> **Records for this exercise**:

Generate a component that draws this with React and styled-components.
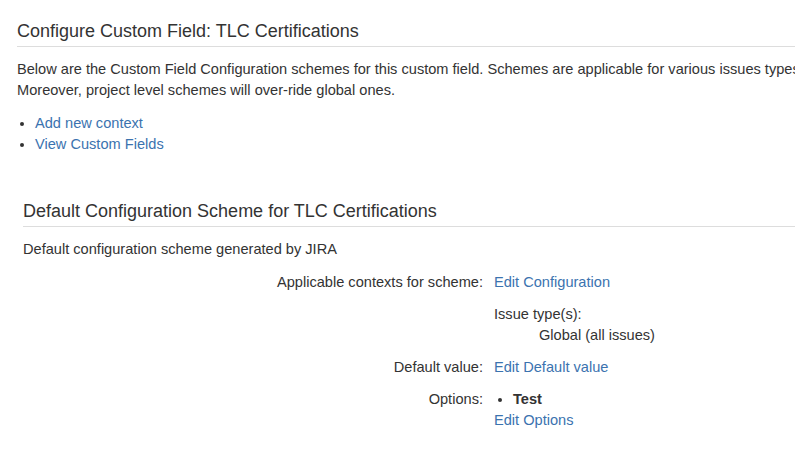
import React from "react";
import styled, { createGlobalStyle } from "styled-components";

const Global = createGlobalStyle`
  html, body {
    margin: 0;
    padding: 0;
    background: #ffffff;
    overflow: hidden;
  }
  body {
    font-family: "Liberation Sans", Arial, sans-serif;
    font-size: 14.6px;
    line-height: 21px;
    color: #333333;
  }
`;

const Page = styled.div`
  width: 1200px;
  padding: 0 0 0 17px;
  display: flow-root;
`;

const Heading = styled.h2`
  margin: 17px 0 0 0;
  padding: 0;
  font-size: 18px;
  font-weight: normal;
  line-height: 29px;
  color: #333333;
  border-bottom: 1px solid #dddddd;
`;

const Para = styled.p`
  margin: 12px 0 0 0;
`;

const LinkList = styled.ul`
  margin: 12px 0 0 0;
  padding-left: 18px;
  list-style: disc;
`;

const Link = styled.a`
  color: #3b73af;
  text-decoration: none;
  cursor: pointer;
`;

const Scheme = styled.section`
  display: flow-root;
  margin: 25px 0 0 6px;
`;

const Grid = styled.div`
  display: grid;
  grid-template-columns: 460px 1fr;
  column-gap: 11px;
  row-gap: 11px;
  margin-top: 12px;
`;

const Label = styled.div`
  text-align: right;
`;

const Value = styled.div``;

const SubBlock = styled.div`
  margin-top: 11px;
`;

const Indented = styled.div`
  padding-left: 45px;
`;

const OptionList = styled.ul`
  margin: 0;
  padding-left: 19px;
  list-style: disc;
  font-weight: bold;
`;

export default function App() {
  return (
    <>
      <Global />
      <Page>
        <Heading>Configure Custom Field: TLC Certifications</Heading>
        <Para>
          Below are the Custom Field Configuration schemes for this custom field. Schemes are applicable for various issues types and projects.
          <br />
          Moreover, project level schemes will over-ride global ones.
        </Para>
        <LinkList>
          <li><Link>Add new context</Link></li>
          <li><Link>View Custom Fields</Link></li>
        </LinkList>

        <Scheme>
          <Heading>Default Configuration Scheme for TLC Certifications</Heading>
          <Para>Default configuration scheme generated by JIRA</Para>
          <Grid>
            <Label>Applicable contexts for scheme:</Label>
            <Value>
              <Link>Edit Configuration</Link>
              <SubBlock>
                Issue type(s):
                <Indented>Global (all issues)</Indented>
              </SubBlock>
            </Value>
            <Label>Default value:</Label>
            <Value>
              <Link>Edit Default value</Link>
            </Value>
            <Label>Options:</Label>
            <Value>
              <OptionList>
                <li>Test</li>
              </OptionList>
              <Link>Edit Options</Link>
            </Value>
          </Grid>
        </Scheme>
      </Page>
    </>
  );
}
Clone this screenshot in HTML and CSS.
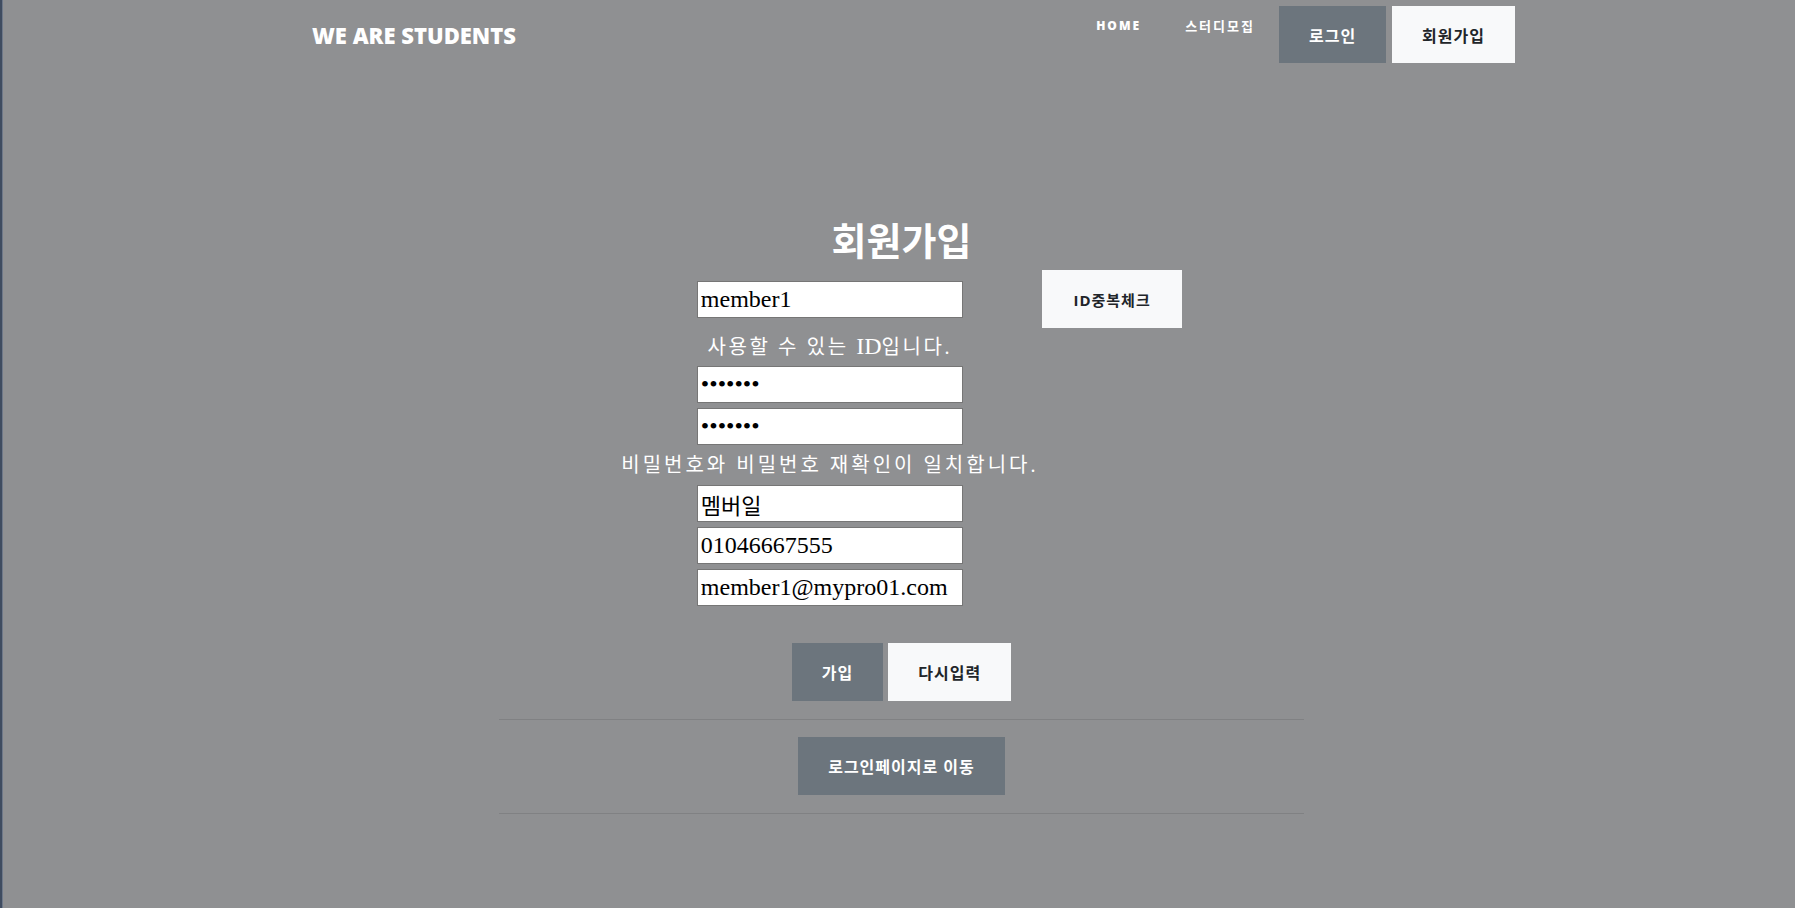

> **Task instructions**:
All entries are to be retyped exactly. Omit any embedded images.

> **Answer to the problem**:
Generate a component that draws this with React and styled-components.
import React from "react";
import styled, { createGlobalStyle } from "styled-components";

const Global = createGlobalStyle`
  html, body {
    margin: 0;
    padding: 0;
    background: #ffffff;
    overflow: hidden;
  }
  body {
    font-family: "Liberation Sans", Arial, sans-serif;
    font-size: 14.6px;
    line-height: 21px;
    color: #333333;
  }
`;

const Page = styled.div`
  width: 1200px;
  padding: 0 0 0 17px;
  display: flow-root;
`;

const Heading = styled.h2`
  margin: 17px 0 0 0;
  padding: 0;
  font-size: 18px;
  font-weight: normal;
  line-height: 29px;
  color: #333333;
  border-bottom: 1px solid #dddddd;
`;

const Para = styled.p`
  margin: 12px 0 0 0;
`;

const LinkList = styled.ul`
  margin: 12px 0 0 0;
  padding-left: 18px;
  list-style: disc;
`;

const Link = styled.a`
  color: #3b73af;
  text-decoration: none;
  cursor: pointer;
`;

const Scheme = styled.section`
  display: flow-root;
  margin: 25px 0 0 6px;
`;

const Grid = styled.div`
  display: grid;
  grid-template-columns: 460px 1fr;
  column-gap: 11px;
  row-gap: 11px;
  margin-top: 12px;
`;

const Label = styled.div`
  text-align: right;
`;

const Value = styled.div``;

const SubBlock = styled.div`
  margin-top: 11px;
`;

const Indented = styled.div`
  padding-left: 45px;
`;

const OptionList = styled.ul`
  margin: 0;
  padding-left: 19px;
  list-style: disc;
  font-weight: bold;
`;

export default function App() {
  return (
    <>
      <Global />
      <Page>
        <Heading>Configure Custom Field: TLC Certifications</Heading>
        <Para>
          Below are the Custom Field Configuration schemes for this custom field. Schemes are applicable for various issues types and projects.
          <br />
          Moreover, project level schemes will over-ride global ones.
        </Para>
        <LinkList>
          <li><Link>Add new context</Link></li>
          <li><Link>View Custom Fields</Link></li>
        </LinkList>

        <Scheme>
          <Heading>Default Configuration Scheme for TLC Certifications</Heading>
          <Para>Default configuration scheme generated by JIRA</Para>
          <Grid>
            <Label>Applicable contexts for scheme:</Label>
            <Value>
              <Link>Edit Configuration</Link>
              <SubBlock>
                Issue type(s):
                <Indented>Global (all issues)</Indented>
              </SubBlock>
            </Value>
            <Label>Default value:</Label>
            <Value>
              <Link>Edit Default value</Link>
            </Value>
            <Label>Options:</Label>
            <Value>
              <OptionList>
                <li>Test</li>
              </OptionList>
              <Link>Edit Options</Link>
            </Value>
          </Grid>
        </Scheme>
      </Page>
    </>
  );
}
Clone this screenshot in HTML and CSS.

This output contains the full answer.